Stowe is a rape expert necessary since the Captain's nude body is found spread eagle with wrists and ankles bound and restrained with tent stakes at the MOUT village. General Campbell is ably played by James Cromwell who has played authoritative positions such as a Pope, U.S. Presidents, Ambassadors, Prime Minister, Police Captains, Doctors, Judges and a General, Admiral, Warden, Senator and NASA Supervisor.

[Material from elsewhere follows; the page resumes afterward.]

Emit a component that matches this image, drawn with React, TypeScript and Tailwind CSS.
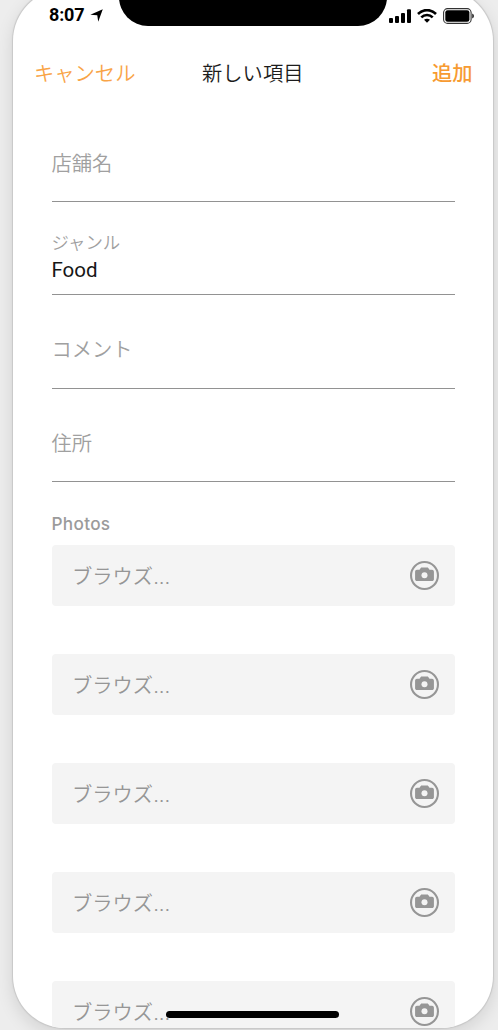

So, it becomes a "who did it" the General's Adjutant, her Boss at Psychological Operations, the General's Aide, the Police Chief's son and deputy or the General himself. Why is this a West Point movie because the whole plot twists around her time at "The Point" plus where we get into women in the military, psychological operations, #metoo and some 50 Shades of Army Gray! Interestingly, this was one of Leslie Stefanson's biggest film role as after doing two movies with James Spader ("Alien Hunters" & "The Stickup") she left her career and has been with him ever since. My favorite botch in the film is that Stefanson seems to have her own HUMVEE to drive around as in the "meet cute" she is coming from a Divisional Formal Dinner so
MHT gives it just 2 Stars, OK 2 1/2 for Travolta's dodging Stefenson's rebuke for getting her bath products as a thank you for the tire help. 1SG Brenner: I - I like the pink soaps, and I like the skin softener, and I like the bath beads. I particularly like the bath beads. Sometimes I draw a tub, and I fill that tub with skin softeners and bath beads, and I light a few candles, I put on a little Coltrane, and I just soak my troubles away.
Capt Campbell: Very good, First Sergeant. I levied a none-too-subtle accusation of sexism at you, and you took it three times around the dance floor.
1SG Brenner: Not really. I just dig bath beads.